Source excerpt:

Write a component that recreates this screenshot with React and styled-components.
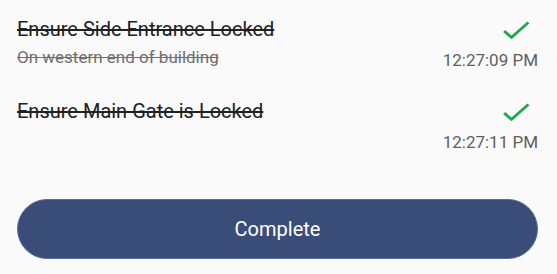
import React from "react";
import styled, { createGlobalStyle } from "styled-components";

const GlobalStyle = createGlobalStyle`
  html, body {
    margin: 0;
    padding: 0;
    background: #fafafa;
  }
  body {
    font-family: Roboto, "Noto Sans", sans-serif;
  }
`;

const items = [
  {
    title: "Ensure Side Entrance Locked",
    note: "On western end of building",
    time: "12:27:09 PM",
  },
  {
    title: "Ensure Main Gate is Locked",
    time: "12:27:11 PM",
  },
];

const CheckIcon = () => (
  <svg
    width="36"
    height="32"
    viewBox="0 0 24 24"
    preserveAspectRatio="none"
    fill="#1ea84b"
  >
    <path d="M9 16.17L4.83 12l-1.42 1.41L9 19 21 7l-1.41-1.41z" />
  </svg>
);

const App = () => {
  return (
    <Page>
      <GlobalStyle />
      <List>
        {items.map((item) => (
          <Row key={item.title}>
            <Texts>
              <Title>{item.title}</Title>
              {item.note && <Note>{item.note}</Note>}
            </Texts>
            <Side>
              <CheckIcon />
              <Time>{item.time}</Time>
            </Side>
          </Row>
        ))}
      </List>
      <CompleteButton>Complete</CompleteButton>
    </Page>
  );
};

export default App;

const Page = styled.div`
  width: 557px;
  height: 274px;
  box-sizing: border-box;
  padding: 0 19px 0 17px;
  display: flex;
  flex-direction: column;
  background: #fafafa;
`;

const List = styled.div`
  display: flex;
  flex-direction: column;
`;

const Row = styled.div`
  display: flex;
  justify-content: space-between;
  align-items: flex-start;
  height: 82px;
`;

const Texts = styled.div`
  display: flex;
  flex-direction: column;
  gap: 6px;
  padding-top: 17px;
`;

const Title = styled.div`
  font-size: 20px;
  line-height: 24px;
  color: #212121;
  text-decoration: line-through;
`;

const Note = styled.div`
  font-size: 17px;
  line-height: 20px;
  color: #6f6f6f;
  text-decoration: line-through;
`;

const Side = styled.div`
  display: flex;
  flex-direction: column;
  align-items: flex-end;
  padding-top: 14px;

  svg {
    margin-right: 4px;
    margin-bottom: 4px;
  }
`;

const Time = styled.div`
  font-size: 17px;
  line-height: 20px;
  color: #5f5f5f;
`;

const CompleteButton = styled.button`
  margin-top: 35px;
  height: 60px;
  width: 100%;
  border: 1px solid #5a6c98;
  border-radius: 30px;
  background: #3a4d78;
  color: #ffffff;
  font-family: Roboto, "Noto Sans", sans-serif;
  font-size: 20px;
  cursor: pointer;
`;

Exercise task:
Word for word, quote the full listing, omitting every picture.

Response:
Write a component that recreates this screenshot with React and styled-components.
import React from "react";
import styled, { createGlobalStyle } from "styled-components";

const GlobalStyle = createGlobalStyle`
  html, body {
    margin: 0;
    padding: 0;
    background: #fafafa;
  }
  body {
    font-family: Roboto, "Noto Sans", sans-serif;
  }
`;

const items = [
  {
    title: "Ensure Side Entrance Locked",
    note: "On western end of building",
    time: "12:27:09 PM",
  },
  {
    title: "Ensure Main Gate is Locked",
    time: "12:27:11 PM",
  },
];

const CheckIcon = () => (
  <svg
    width="36"
    height="32"
    viewBox="0 0 24 24"
    preserveAspectRatio="none"
    fill="#1ea84b"
  >
    <path d="M9 16.17L4.83 12l-1.42 1.41L9 19 21 7l-1.41-1.41z" />
  </svg>
);

const App = () => {
  return (
    <Page>
      <GlobalStyle />
      <List>
        {items.map((item) => (
          <Row key={item.title}>
            <Texts>
              <Title>{item.title}</Title>
              {item.note && <Note>{item.note}</Note>}
            </Texts>
            <Side>
              <CheckIcon />
              <Time>{item.time}</Time>
            </Side>
          </Row>
        ))}
      </List>
      <CompleteButton>Complete</CompleteButton>
    </Page>
  );
};

export default App;

const Page = styled.div`
  width: 557px;
  height: 274px;
  box-sizing: border-box;
  padding: 0 19px 0 17px;
  display: flex;
  flex-direction: column;
  background: #fafafa;
`;

const List = styled.div`
  display: flex;
  flex-direction: column;
`;

const Row = styled.div`
  display: flex;
  justify-content: space-between;
  align-items: flex-start;
  height: 82px;
`;

const Texts = styled.div`
  display: flex;
  flex-direction: column;
  gap: 6px;
  padding-top: 17px;
`;

const Title = styled.div`
  font-size: 20px;
  line-height: 24px;
  color: #212121;
  text-decoration: line-through;
`;

const Note = styled.div`
  font-size: 17px;
  line-height: 20px;
  color: #6f6f6f;
  text-decoration: line-through;
`;

const Side = styled.div`
  display: flex;
  flex-direction: column;
  align-items: flex-end;
  padding-top: 14px;

  svg {
    margin-right: 4px;
    margin-bottom: 4px;
  }
`;

const Time = styled.div`
  font-size: 17px;
  line-height: 20px;
  color: #5f5f5f;
`;

const CompleteButton = styled.button`
  margin-top: 35px;
  height: 60px;
  width: 100%;
  border: 1px solid #5a6c98;
  border-radius: 30px;
  background: #3a4d78;
  color: #ffffff;
  font-family: Roboto, "Noto Sans", sans-serif;
  font-size: 20px;
  cursor: pointer;
`;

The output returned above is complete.